Solution: Before making changes, always checkout a branch:
cd frontend
git checkout main
# or
git checkout -b feature/my-feature
Pitfall 5: Pushing Parent Before Submodule
Symptom: You update the submodule reference in parent repo, but submodule changes aren't pushed yet. Teammates can't clone your work.
Prevention:
# Always push in this order:
cd frontend
git push origin [branch] # Push submodule first
cd ..
git push origin [branch] # Then push parent
Advantages of Submodule Structure
For Metrics
- Single Source of Truth
- Frontend code lives in one place
- Bug fixes propagate to all backends
- UI consistency guaranteed
- Independent Development
- Frontend can work on UI without touching data logic
- Backend can work on data generation without touching UI
- Separate version control histories
- Easy to Scale
- Want a third backend (maybe for specific project types)?
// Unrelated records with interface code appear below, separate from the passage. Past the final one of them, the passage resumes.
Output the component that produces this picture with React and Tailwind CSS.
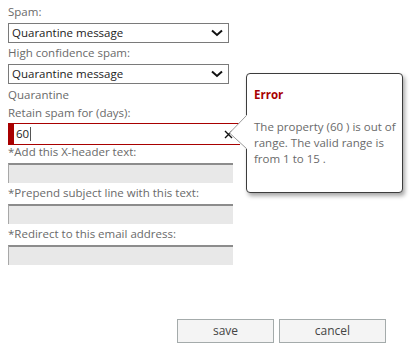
import React from "react";

const font = { fontFamily: '"Open Sans", "Noto Sans", sans-serif' };

const Chevron = () => (
    <svg width="12" height="8" viewBox="0 0 12 8" className="shrink-0">
        <path d="M1 1.5 L6 6 L11 1.5" fill="none" stroke="#111" strokeWidth="2" />
    </svg>
);

const Select = ({ value }) => (
    <div className="flex items-center justify-between h-[20px] w-[221px] border border-[#7a7a7a] bg-white pl-[3px] pr-[5px] text-[11.5px] text-[#222]">
        <span>{value}</span>
        <Chevron />
    </div>
);

const Label = ({ children, className = "" }) => (
    <div className={"text-[11.5px] leading-[20px] text-[#6a6a6a] " + className}>{children}</div>
);

const Disabled = () => (
    <div className="mt-[1px] h-[20px] w-[225px] bg-[#e8e8e8] border-t-2 border-l border-t-[#8c8c8c] border-l-[#a8a8a8]" />
);

export default function App() {
    return (
        <div className="relative w-[411px] h-[347px] bg-white overflow-hidden" style={font}>
            <div className="flex flex-col pl-2 pt-[2px]">
                <Label>Spam:</Label>
                <div className="mt-[1px]"><Select value="Quarantine message" /></div>
                <Label>High confidence spam:</Label>
                <div className="mt-[1px]"><Select value="Quarantine message" /></div>
                <Label className="mt-[1px]">Quarantine</Label>
                <Label className="-mt-[2px]">Retain spam for (days):</Label>
                <div className="flex items-center h-[22px] w-[232px] border-y border-[#a80000] bg-white">
                    <div className="w-[6px] h-full bg-[#a80000]" />
                    <span className="ml-[2px] text-[11.5px] text-[#222]">60</span>
                    <span className="ml-[1px] w-px h-[14px] bg-[#555]" />
                    <div className="flex-1" />
                    <svg width="9" height="9" viewBox="0 0 9 9" className="mr-[7px]">
                        <path d="M1 1 L8 8 M8 1 L1 8" stroke="#111" strokeWidth="1.4" />
                    </svg>
                </div>
                <Label className="-mt-[3px]">*Add this X-header text:</Label>
                <Disabled />
                <Label>*Prepend subject line with this text:</Label>
                <Disabled />
                <Label>*Redirect to this email address:</Label>
                <Disabled />
            </div>

            <div className="flex justify-end gap-[5px] pr-[25px] mt-[54px]">
                <button className="w-[97px] h-[24px] bg-[#f4f4f4] border border-[#a4abab] text-[12px] text-[#444]">save</button>
                <button className="w-[107px] h-[24px] bg-[#f4f4f4] border border-[#a4abab] text-[12px] text-[#444]">cancel</button>
            </div>

            <div className="absolute left-[246px] top-[73px] w-[157px] h-[120px] bg-white border border-[#3c3c3c] rounded-[4px] shadow-[2px_3px_4px_rgba(0,0,0,0.35)] pl-[7px] pt-[12px]">
                <div className="text-[11.5px] font-bold text-[#a80000] leading-[18px]">Error</div>
                <div className="mt-[15px] text-[11.5px] leading-[16px] text-[#6a6a6a]">
                    The property (60 ) is out of<br />range. The valid range is<br />from 1 to 15 .
                </div>
            </div>
            <svg className="absolute left-[228px] top-[114px]" width="20" height="36" viewBox="0 0 20 36">
                <path d="M19 1 L1.5 19 L19 35" fill="white" stroke="#9a9a9a" strokeWidth="1" />
                <rect x="18.5" y="1.5" width="2" height="33" fill="white" />
            </svg>
        </div>
    );
}
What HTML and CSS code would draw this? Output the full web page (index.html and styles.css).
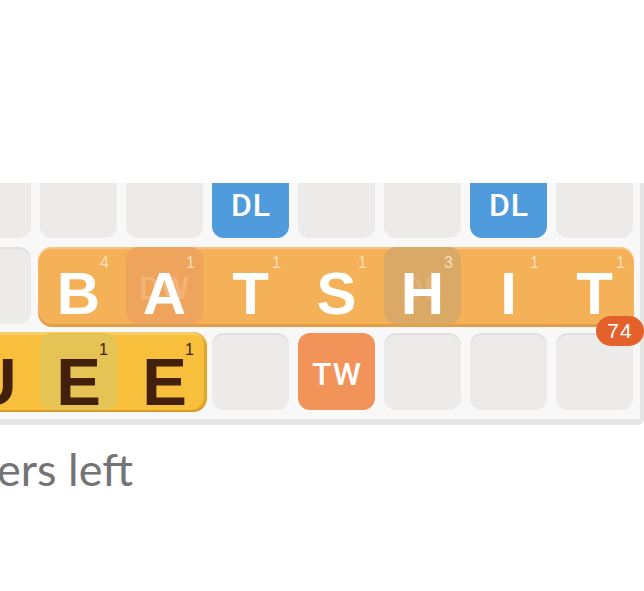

Just add the submodule
- No code duplication
- Clear Separation of Concerns
metrics_frontend: "How do we display data?"metrics (external): "What data do we show for public repos?"metrics (internal): "What data do we show for private repos?"
- Better Code Reviews
- Frontend PRs only review UI/UX changes
- Backend PRs only review data generation logic
- Reviewers can focus on their area of expertise
Submodules vs Other Approaches
Why Not Just Copy the Code?
Copying:
metrics-data-external/
└── frontend/ (copied code)
metrics-data-internal/
└── frontend/ (copied code)
Problems:
- Fix a bug in one, manually copy to the other
- UIs can drift apart over time
- Double the maintenance work
Why Not Use npm Package?
npm package approach:
npm install DSACMS/metrics_frontend
Why we didn't:
- Our frontend isn't just JavaScript, it's Liquid templates, Eleventy config, CSS
- Need the full source for Eleventy to build
- Submodules are simpler for full-stack apps
- Don't need npm registry overhead
Quick Reference
Essential Commands
# Adding a submodule
git submodule add [url] [path]
# Cloning with submodules
git clone --recursive [repo-url]
# Initialize submodules in existing clone
git submodule update --init --recursive
# Update submodule to latest
cd [submodule-path]
git pull origin main
cd ..
git add [submodule-path]
git commit -m "Update submodule"
# Update all submodules to latest
git submodule update --remote
# See submodule status
git submodule status
# Work on submodule
cd [submodule-path]
git checkout -b feature/my-feature
# Make changes
git commit -m "My changes"
git push origin feature/my-feature
Learn More
Official Git Documentation:
Tips:
- Always commit and push submodule changes before pushing parent repo
- Use branches in submodules, avoid detached HEAD
- Document submodule workflow in your README
- Consider using `
git config submodule.recurse` truefor automatic updates
Summary
For Metrics:
- metrics_frontend = The reusable UI component
- metrics (external) = Backend that includes frontend as submodule
- metrics (internal) = Internal backend that includes the same frontend
This structure gives us:
- ✅ One frontend, multiple backends
- ✅ Independent development workflows
- ✅ Consistent UI across all sites
- ✅ Clear separation of concerns
- ✅ Easy maintenance and updates
Git submodules are perfect for this use case where we need to share a complete application (not just a library) across multiple parent projects while maintaining separate version histories.